K. 374 deserves attention partly because it captures Mozart’s 1781 stylistic moment in miniature: the confident Viennese orchestral palette, the Italianate vocal rhetoric, and the instinct for turning a short text into a scene with a beginning, crisis, and release.
Text and Composition
The New Mozart Edition identifies Giovanni de Gamerra as the author of the Italian text.[3] Even without a full operatic framework, the words invite a dramatic situation that listeners can grasp immediately: an urgent summons in the recitative (“come to this breast”), followed by a reflective, more expansive aria whose opening idea (“now that heaven returns you to me”) suggests relief tinged with vulnerability.
In scoring, K. 374 is relatively economical but tellingly colored. The NMA catalogue entry lists soprano with winds: 2 oboes; brass: 2 horns; and strings, a combination that lets Mozart brighten climactic phrases and soften inward turns without overloading a modest concert setting.[3] The work’s two-part design—recitative into aria—also places it among Mozart’s many Italian concert arias and insertion pieces, a genre he used as a laboratory for operatic technique.[4]
Musical Character
K. 374 unfolds as a concise scena in two panels:
- A questo seno deh vieni — Recitativo (E♭ major)

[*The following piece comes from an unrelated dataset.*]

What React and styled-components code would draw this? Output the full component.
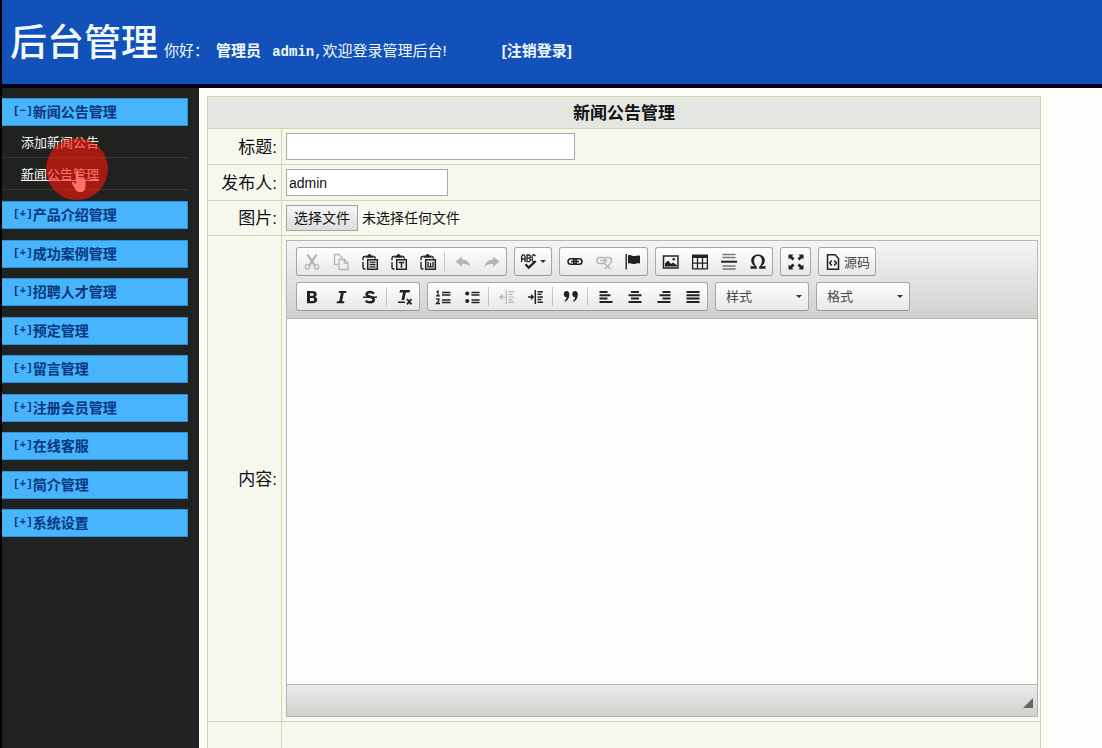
import React, { useState } from 'react';
import styled, { createGlobalStyle, css } from 'styled-components';

const menuGroups = [
  { name: '新闻公告管理', open: true, children: ['添加新闻公告', '新闻公告管理'] },
  { name: '产品介绍管理' },
  { name: '成功案例管理' },
  { name: '招聘人才管理' },
  { name: '预定管理' },
  { name: '留言管理' },
  { name: '注册会员管理' },
  { name: '在线客服' },
  { name: '简介管理' },
  { name: '系统设置' },
];

const clipboard = (
  <>
    <path d="M4.5 3.5H3.8C2.6 3.5 2 4.1 2 5.200v2M2 9v5.500c0 1.100.6 1.500 1.500 1.500h1" fill="none" stroke="currentColor" strokeWidth="1.400" />
    <path d="M4.500 2.500h2.500C7 1.500 7.700 1 8.500 1s1.500.5 1.500 1.500h2.500v2.200h-8z" />
    <path d="M12.500 3.500c1.200 0 1.800.6 1.800 1.700v.6" fill="none" stroke="currentColor" strokeWidth="1.300" />
    <path d="M6.700 6.700h9.600v9.600H6.700z" fill="none" stroke="currentColor" strokeWidth="1.500" />
  </>
);

const icons = {
  cut: (
    <>
      <path d="M4.500 1.500l7 10.500M13.500 1.500l-7 10.500" fill="none" stroke="currentColor" strokeWidth="2.300" />
      <circle cx="4.500" cy="13.800" r="2.200" fill="none" stroke="currentColor" strokeWidth="1.400" />
      <circle cx="13.500" cy="13.800" r="2.200" fill="none" stroke="currentColor" strokeWidth="1.400" />
    </>
  ),
  copy: (
    <g fill="none" stroke="currentColor" strokeWidth="1.300">
      <path d="M6 11.500H2.500v-10h4.500l3 3V6" />
      <path d="M7 6.500h5.500l3.500 3.500v6.500H7z" />
      <path d="M12.300 6.700v3.500h3.500" />
    </g>
  ),
  paste: (
    <>
      {clipboard}
      <path d="M8.500 9.200h6M8.500 11.500h6M8.500 13.800h6" stroke="currentColor" strokeWidth="1.300" />
    </>
  ),
  pasteText: (
    <>
      {clipboard}
      <path d="M8.700 9.500h5.600M11.500 9.500v5.200" stroke="currentColor" strokeWidth="1.500" />
    </>
  ),
  pasteWord: (
    <>
      {clipboard}
      <path d="M9 8.800v5h5v-5M11.500 9.500v4" fill="none" stroke="currentColor" strokeWidth="1.300" />
    </>
  ),
  undo: <path d="M1.500 8.500L8 3.500v3c4.500.2 7.500 2.500 8.500 7.500-2-2.500-4.500-3.200-8.500-3v3z" />,
  redo: <path d="M16.500 8.500L10 3.500v3c-4.500.2-7.500 2.500-8.500 7.500 2-2.500 4.500-3.200 8.500-3v3z" />,
  spell: (
    <>
      <path
        d="M1.600 9V3.500l1.200-1.700h1.100l1.200 1.700V9M1.600 6h3.500M7 8.600V2h2.300l1 1v1.200l-1 1H7h2.300l1 1v1.400l-1 1zM15.500 3.200L14.500 2h-1.300l-1 1v4.600l1 1h1.300"
        fill="none"
        stroke="currentColor"
        strokeWidth="1.300"
      />
      <path d="M5.500 11.200l3.200 3.500 7-6.700" fill="none" stroke="currentColor" strokeWidth="2.300" />
    </>
  ),
  link: (
    <g fill="none" stroke="currentColor" strokeWidth="1.500">
      <rect x="2" y="5.700" width="8.500" height="5.600" rx="2.800" />
      <rect x="7.500" y="5.700" width="8.500" height="5.600" rx="2.800" />
      <path d="M5 8.500h8" />
    </g>
  ),
  unlink: (
    <g fill="none" stroke="currentColor" strokeWidth="1.500">
      <rect x="1.800" y="4.500" width="8.500" height="6" rx="3" />
      <path d="M10 4.500h3.500c2 0 3 1.500 3 3S15.500 10 14.500 10M5.500 7.500h7" />
      <path d="M9.500 10.500l6 5.500M15.500 10.500l-6 5.500" />
    </g>
  ),
  flag: (
    <>
      <path d="M2.200 1v15.500" stroke="currentColor" strokeWidth="1.400" />
      <path d="M4 2.200c2.500-1 4 .9 6.500.8 2 0 3.500-.8 5.500-.3v7.800c-2-.5-3.500.5-5.500.5C8 11 6.500 9.500 4 10.500z" />
    </>
  ),
  image: (
    <>
      <rect x="1.500" y="3" width="14.500" height="12" fill="none" stroke="currentColor" strokeWidth="1.500" />
      <circle cx="11.800" cy="6.300" r="1.300" />
      <path d="M3 13.500v-3l3-3 3 3.500 2-1.500 3.800 2.500v1.500z" />
    </>
  ),
  table: (
    <>
      <path d="M1 1.500h16v3.500H1z" />
      <path d="M1.600 2v13.900h14.800V2M1.500 10.200h15M6.500 4v12M11.500 4v12" fill="none" stroke="currentColor" strokeWidth="1.300" />
    </>
  ),
  rule: (
    <>
      <path d="M2.500 1.500h13M2.500 4.500h13M2.500 13h13M2.500 16h13" stroke="currentColor" strokeOpacity=".6" strokeWidth="1.500" />
      <path d="M1 8.700h16" stroke="currentColor" strokeWidth="2" />
    </>
  ),
  omega: (
    <path
      d="M2 13.200h3.700C3.500 11.800 2.200 9.900 2.200 7.500 2.200 4 5 1.500 9 1.500s6.800 2.500 6.800 6c0 2.400-1.300 4.300-3.500 5.700H16l.5-1.200v3.800h-6.300v-2.100c1.700-1.500 2.700-3.500 2.700-5.900C12.900 5 11.500 3 9 3S5.100 5 5.100 7.800c0 2.400 1 4.400 2.700 5.900v2.100H1.500V12z"
    />
  ),
  expand: (
    <path d="M1.500 1.500h5L5 3l2.500 2.500-2 2L3 5 1.500 6.500zM16.500 1.500v5L15 5l-2.500 2.500-2-2L13 3l-1.500-1.500zM1.500 16.500v-5L3 13l2.500-2.500 2 2L5 15l1.500 1.500zM16.500 16.500h-5L13 15l-2.500-2.500 2-2L15 13l1.500-1.500z" />
  ),
  source: (
    <g fill="none" stroke="currentColor" strokeWidth="1.500">
      <path d="M3.500 1.800h7.500l3.500 3.700v10.700h-11z" />
      <path d="M7.700 7.500L5.700 10l2 2.500M10.300 7.500l2 2.500-2 2.500" />
    </g>
  ),
  bold: <path fillRule="evenodd" d="M4 3h5.500c2.800 0 4.200 1.200 4.200 3.200 0 1.300-.7 2.200-1.900 2.600 1.500.4 2.400 1.400 2.400 2.900 0 2.200-1.600 3.500-4.500 3.500H4zM7 5.300v2.500h2c1.200 0 1.700-.4 1.700-1.300 0-.8-.5-1.200-1.700-1.200zM7 10v3h2.300c1.200 0 1.800-.5 1.800-1.500S10.500 10 9.300 10z" />,
  italic: <path d="M7 3h7.500l-.4 1.900h-2.300l-1.700 8.400h2.300L12 15.200H4.500l.4-1.900h2.300l1.700-8.400H6.600z" />,
  strike: (
    <>
      <path d="M13 5.400C11.800 4.500 10.500 4 9 4 7 4 5.600 4.900 5.600 6.300c0 3.200 7.200 1.800 7.200 5.200 0 1.700-1.500 2.800-3.800 2.800-1.600 0-3.200-.5-4.300-1.500" fill="none" stroke="currentColor" strokeWidth="2.500" />
      <path d="M2 9.200h14" stroke="currentColor" strokeWidth="1.500" />
    </>
  ),
  removeFormat: (
    <>
      <path d="M4 2h10l-.5 2.500h-3.700L8.300 12H5.500L7 4.500H3.500zM2 13.500h7V15H2z" />
      <path d="M11 11l4.500 5.300M15.500 11L11 16.300" stroke="currentColor" strokeWidth="1.800" />
    </>
  ),
  numbered: (
    <>
      <path d="M8 4.500h8.500M8 7h8.500M8 12h8.500M8 14.500h8.500" stroke="currentColor" strokeWidth="1.400" />
      <path d="M2.500 4.200L4 3v4.800M2 7.800h4M2.200 11h2.600v2L2.500 15.500H6" fill="none" stroke="currentColor" strokeWidth="1.300" />
    </>
  ),
  bulleted: (
    <>
      <circle cx="4.200" cy="5.500" r="2" />
      <circle cx="4.200" cy="13" r="2" />
      <path d="M8.500 4.500h8M8.500 7h8M8.500 12h8M8.500 14.500h8" stroke="currentColor" strokeWidth="1.400" />
    </>
  ),
  outdent: (
    <>
      <path d="M8.300 2v14M10.500 3.700h5.500M10.500 6.300h4M10.500 9h5.500M10.500 11.600h4M10.500 14.200h5.500M3 9h4" stroke="currentColor" strokeWidth="1.200" />
      <path d="M1 9l3.500-3v6z" />
    </>
  ),
  indent: (
    <>
      <path d="M8.300 2v14M10.500 3.700h5.500M10.500 6.300h4M10.500 9h5.500M10.500 11.600h4M10.500 14.200h5.500M1 9h4" stroke="currentColor" strokeWidth="1.500" />
      <path d="M7.300 9L4 6v6z" />
    </>
  ),
  quote: <path d="M1.800 6.500a2.800 2.800 0 1 1 5.500-.2c.2 3.200-1.300 6.200-4.300 7.500l-.5-1c1.300-.9 2-2.100 2.100-3.600-1.600 0-2.800-1.200-2.800-2.700zM10.300 6.500a2.800 2.800 0 1 1 5.500-.2c.2 3.200-1.300 6.200-4.300 7.500l-.5-1c1.300-.9 2-2.100 2.100-3.600-1.600 0-2.800-1.200-2.800-2.700z" />,
  left: <path d="M2.500 3h8v2h-8zM2.500 6.300h11v2h-11zM2.500 9.600h8v2h-8zM2.500 12.900h13v2h-13z" />,
  center: <path d="M5 3h8v2H5zM2.500 6.300h13v2h-13zM5 9.600h8v2H5zM2.500 12.900h13v2h-13z" />,
  right: <path d="M7.500 3h8v2h-8zM4.500 6.300h11v2h-11zM7.500 9.600h8v2h-8zM2.500 12.900h13v2h-13z" />,
  justify: <path d="M2.500 3h13v2h-13zM2.500 6.300h13v2h-13zM2.500 9.600h13v2h-13zM2.500 12.900h13v2h-13z" />,
};

// '|' is a separator, a leading '-' marks a disabled button
const toolbarTop = [
  ['-cut', '-copy', 'paste', 'pasteText', 'pasteWord', '|', '-undo', '-redo'],
  ['spell'],
  ['link', '-unlink', 'flag'],
  ['image', 'table', 'rule', 'omega'],
  ['expand'],
  ['source'],
];

const toolbarBottom = [
  ['bold', 'italic', 'strike', '|', 'removeFormat'],
  ['numbered', 'bulleted', '|', '-outdent', 'indent', '|', 'quote', '|', 'left', 'center', 'right', 'justify'],
];

const ToolIcon = ({ name }) => (
  <svg width="18" height="18" viewBox="0 0 18 18" fill="currentColor" aria-hidden="true">
    {icons[name]}
  </svg>
);

const ToolGroup = ({ items }) => (
  <Group>
    {items.map((item, index) => {
      if (item === '|') return <Separator key={index} />;
      const disabled = item.startsWith('-');
      const name = item.replace('-', '');
      return (
        <ToolButton
          key={index}
          type="button"
          aria-label={name === 'source' ? undefined : name}
          disabled={disabled}
          $wide={name === 'spell' || name === 'source'}
        >
          <ToolIcon name={name} />
          {name === 'spell' && <Caret />}
          {name === 'source' && <span>源码</span>}
        </ToolButton>
      );
    })}
  </Group>
);

const ToolSelect = ({ label }) => (
  <SelectBox>
    <select aria-label={label}>
      <option>{label}</option>
    </select>
    <Caret />
  </SelectBox>
);

const App = () => {
  const [title, setTitle] = useState('');
  const [author, setAuthor] = useState('admin');
  const [content, setContent] = useState('');
  const [fileName, setFileName] = useState('');

  return (
    <Page>
      <GlobalStyle />
      <Header>
        <Brand>后台管理</Brand>
        <Welcome>
          <span>你好：</span>
          <UserName>
            管理员 <code>admin</code>
          </UserName>
          <code>,</code>
          <span>欢迎登录管理后台!</span>
        </Welcome>
        <Logout href="#logout">[注销登录]</Logout>
      </Header>

      <Body>
        <Sidebar>
          {menuGroups.map((group) => (
            <MenuGroup key={group.name}>
              <MenuButton type="button" aria-expanded={!!group.open}>
                <code>{group.open ? '[−]' : '[+]'}</code>
                {group.name}
              </MenuButton>
              {group.children?.map((child, index) => (
                <SubItem key={child}>
                  <SubLink href="#news" $active={index === 1}>
                    {child}
                  </SubLink>
                  {index === 1 && (
                    <Pointer>
                      <svg width="18" height="24" viewBox="0 0 18 24" aria-hidden="true">
                        <path
                          d="M5 2c0-1.300 2.400-1.300 2.400 0v6.500c.3-1.200 2.200-1 2.400.2.500-1 2.200-.7 2.400.5.600-.8 2.300-.4 2.300 1V16c0 3.500-1.500 6-4.500 6H8.500c-2 0-3.200-1-4-2.500L1 13.500c-.5-1.400 1-2.200 2-1.200L5 14.500z"
                          fill="#fff"
                        />
                      </svg>
                    </Pointer>
                  )}
                </SubItem>
              ))}
            </MenuGroup>
          ))}
        </Sidebar>

        <Main>
          <FormTable>
            <thead>
              <tr>
                <TitleCell colSpan={2}>新闻公告管理</TitleCell>
              </tr>
            </thead>
            <tbody>
              <tr>
                <LabelCell>
                  <label htmlFor="title">标题:</label>
                </LabelCell>
                <FieldCell>
                  <TextInput id="title" $long value={title} onChange={(e) => setTitle(e.target.value)} />
                </FieldCell>
              </tr>
              <tr>
                <LabelCell>
                  <label htmlFor="author">发布人:</label>
                </LabelCell>
                <FieldCell>
                  <TextInput id="author" value={author} onChange={(e) => setAuthor(e.target.value)} />
                </FieldCell>
              </tr>
              <tr>
                <LabelCell>
                  <label htmlFor="picture">图片:</label>
                </LabelCell>
                <FieldCell>
                  <FilePicker>
                    <input
                      id="picture"
                      type="file"
                      onChange={(e) => setFileName(e.target.files[0]?.name || '')}
                    />
                    <FileButton>选择文件</FileButton>
                    <span>{fileName || '未选择任何文件'}</span>
                  </FilePicker>
                </FieldCell>
              </tr>
              <tr>
                <LabelCell>
                  <label htmlFor="content">内容:</label>
                </LabelCell>
                <FieldCell>
                  <Editor>
                    <Toolbar>
                      <ToolRow>
                        {toolbarTop.map((items, index) => (
                          <ToolGroup key={index} items={items} />
                        ))}
                      </ToolRow>
                      <ToolRow>
                        {toolbarBottom.map((items, index) => (
                          <ToolGroup key={index} items={items} />
                        ))}
                        <ToolSelect label="样式" />
                        <ToolSelect label="格式" />
                      </ToolRow>
                    </Toolbar>
                    <ContentArea id="content" value={content} onChange={(e) => setContent(e.target.value)} />
                    <StatusBar>
                      <Resizer />
                    </StatusBar>
                  </Editor>
                </FieldCell>
              </tr>
              <SpacerRow>
                <LabelCell />
                <FieldCell />
              </SpacerRow>
            </tbody>
          </FormTable>
        </Main>
      </Body>
    </Page>
  );
};

// Styled Components
const GlobalStyle = createGlobalStyle`
  * {
    box-sizing: border-box;
  }

  body {
    margin: 0;
    font-family: 'Liberation Sans', 'Noto Sans CJK SC', sans-serif;
    color: #111;
  }

  button, input, select, textarea {
    font-family: inherit;
    margin: 0;
  }
`;

const Page = styled.div`
  display: flex;
  flex-direction: column;
  height: 100vh;
  overflow: hidden;
  border-left: 2px solid #000;
  background: #fdfefc;
`;

const Header = styled.header`
  display: flex;
  align-items: baseline;
  flex-shrink: 0;
  height: 88px;
  padding: 16px 8px 0;
  border-bottom: 4px solid #00001a;
  background: #1251b9;
  color: #f2faff;
  white-space: nowrap;
`;

const Brand = styled.h1`
  margin: 0;
  font-size: 37px;
  font-weight: 500;
  line-height: 56px;
`;

const Welcome = styled.p`
  display: flex;
  align-items: baseline;
  margin: 0 0 0 6px;
  font-size: 15px;

  code {
    font-family: 'Liberation Mono', monospace;
    font-size: 14px;
  }
`;

const UserName = styled.strong`
  margin-left: 7px;

  code {
    margin-left: 7px;
  }
`;

const Logout = styled.a`
  margin-left: 55px;
  color: inherit;
  font-size: 15px;
  font-weight: bold;
  text-decoration: none;
`;

const Body = styled.div`
  display: flex;
  flex: 1;
  min-height: 0;
`;

const Sidebar = styled.nav`
  flex-shrink: 0;
  width: 197px;
  padding: 10px 11px 0 0;
  background: #20221f;
`;

const MenuGroup = styled.div`
  margin-bottom: 11px;

  &:nth-child(odd) {
    margin-bottom: 10px;
  }

  &:first-child {
    margin-bottom: 11px;
  }
`;

const MenuButton = styled.button`
  display: flex;
  align-items: center;
  width: 100%;
  height: 28px;
  padding: 0 11px 2px;
  border: 1px solid #2f8fdc;
  border-left: none;
  background: #48b4fc;
  color: #07357e;
  font-size: 14px;
  font-weight: bold;
  cursor: pointer;

  code {
    font-family: 'Liberation Mono', monospace;
    font-size: 11px;
  }
`;

const SubItem = styled.div`
  position: relative;
  height: 32px;
  padding-left: 19px;
  border-bottom: 1px solid #363836;
  line-height: 31px;
`;

const SubLink = styled.a`
  color: #f4f4f4;
  font-size: 13px;
  text-decoration: ${({ $active }) => ($active ? 'underline' : 'none')};
`;

const Pointer = styled.span`
  position: absolute;
  top: -20px;
  left: 44px;
  width: 62px;
  height: 62px;
  border-radius: 50%;
  pointer-events: none;

  svg {
    position: absolute;
    top: 32px;
    left: 25px;
  }

  &::after {
    position: absolute;
    inset: 0;
    content: '';
    border-radius: 50%;
    background: rgba(252, 24, 8, 0.6);
  }
`;

const Main = styled.main`
  flex: 1;
  min-width: 0;
  padding: 8px 61px 0 8px;
`;

const FormTable = styled.table`
  width: 100%;
  border-collapse: collapse;
  font-size: 17px;
`;

const cell = css`
  border: 1px solid #d3d6ae;
  background: #f7f8ed;
`;

const TitleCell = styled.th`
  ${cell}
  height: 32px;
  padding: 2px 0 0;
  background: #e4e6e2;
  line-height: 24px;
`;

const LabelCell = styled.td`
  ${cell}
  width: 74px;
  padding: 2px 4px 0;
  line-height: 24px;
  text-align: right;
`;

const FieldCell = styled.td`
  ${cell}
  padding: 4px 2px 4px 4px;
`;

const SpacerRow = styled.tr`
  height: 36px;
`;

const TextInput = styled.input`
  display: block;
  width: ${({ $long }) => ($long ? '289px' : '162px')};
  height: 27px;
  padding: 0 2px;
  border: 1px solid #a9a9a9;
  background: #fff;
  color: #111;
  font-size: 14px;
`;

const FilePicker = styled.div`
  position: relative;
  display: flex;
  align-items: baseline;
  gap: 4px;
  width: max-content;
  font-size: 14px;
  line-height: 24px;

  input {
    position: absolute;
    inset: 0;
    width: 100%;
    opacity: 0;
  }
`;

const FileButton = styled.span`
  padding: 0 7px;
  border: 1px solid #a3a3a3;
  background: linear-gradient(#f6f6f6, #dcdcdc);
`;

const Editor = styled.div`
  border: 1px solid #b4b6b4;
`;

const Toolbar = styled.div`
  display: flex;
  flex-direction: column;
  gap: 6px;
  padding: 6px 9px 7px;
  border-bottom: 1px solid #b4b6b4;
  background: linear-gradient(#f5f5f5, #cfd1cf);
`;

const ToolRow = styled.div`
  display: flex;
  gap: 7px;
`;

const frame = css`
  display: flex;
  height: 29px;
  border: 1px solid #a6a8a6;
  border-bottom-color: #979997;
  border-radius: 3px;
  background: linear-gradient(#fff, #e6e8e6);
`;

const Group = styled.div`
  ${frame}
  align-items: center;
`;

const ToolButton = styled.button`
  display: flex;
  align-items: center;
  justify-content: center;
  gap: ${({ $wide }) => ($wide ? '2px' : '0')};
  min-width: 29px;
  height: 27px;
  padding: ${({ $wide }) => ($wide ? '0 5px' : '0')};
  border: none;
  background: none;
  color: #222;
  font-size: 13px;
  cursor: pointer;

  &:disabled {
    color: #b4b6b4;
    cursor: default;
  }

  span {
    color: #474747;
  }
`;

const Separator = styled.span`
  width: 1px;
  height: 19px;
  margin: 0 3px 0 2px;
  background: #c4c6c4;
`;

const Caret = styled.i`
  border: 3px solid transparent;
  border-top-color: #333;
  border-bottom: none;
`;

const SelectBox = styled.div`
  ${frame}
  align-items: center;
  width: 94px;
  padding-right: 6px;

  select {
    flex: 1;
    height: 27px;
    padding: 0 0 0 10px;
    border: none;
    background: none;
    color: #474747;
    font-size: 13px;
    appearance: none;
  }
`;

const ContentArea = styled.textarea`
  display: block;
  width: 100%;
  height: 365px;
  padding: 8px;
  border: none;
  background: #fdfefc;
  resize: none;
`;

const StatusBar = styled.div`
  display: flex;
  align-items: flex-end;
  justify-content: flex-end;
  height: 32px;
  padding: 0 4px 8px;
  border-top: 1px solid #b4b6b4;
  background: linear-gradient(#ebebeb, #cfd1cf);
`;

const Resizer = styled.span`
  width: 0;
  height: 0;
  border: 5px solid transparent;
  border-right-color: #666;
  border-bottom-color: #666;
`;

export default App;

- Or che il cielo a me ti rende — Aria in rondò manner (E♭ major)[3]
The recitative sets the stage with speech-like flexibility: harmonic turns and orchestral punctuation act like stage directions, tightening the drama and steering the ear toward the aria’s more stable lyric world. When the aria begins, Mozart shifts into long-breathed melody—less declaimed “plot” than felt experience—yet he avoids static prettiness by shaping the vocal line with rhetorical rises, suspensions, and carefully timed cadential expansions.
What makes K. 374 distinctive is its balance of intimacy and public brilliance. The E♭-major sound world (often associated in Mozart with warmth and breadth) supports a tender, embracing tone; at the same time, the obbligato winds and horns allow flashes of ceremonial sheen, as though private emotion briefly steps into the light. Heard alongside Mozart’s better-known concert arias, this one feels like a small, well-cut gemstone: not a sprawling dramatic monologue, but a concentrated demonstration of how quickly Mozart could conjure character, atmosphere, and a satisfying operatic arc within a few minutes.[4]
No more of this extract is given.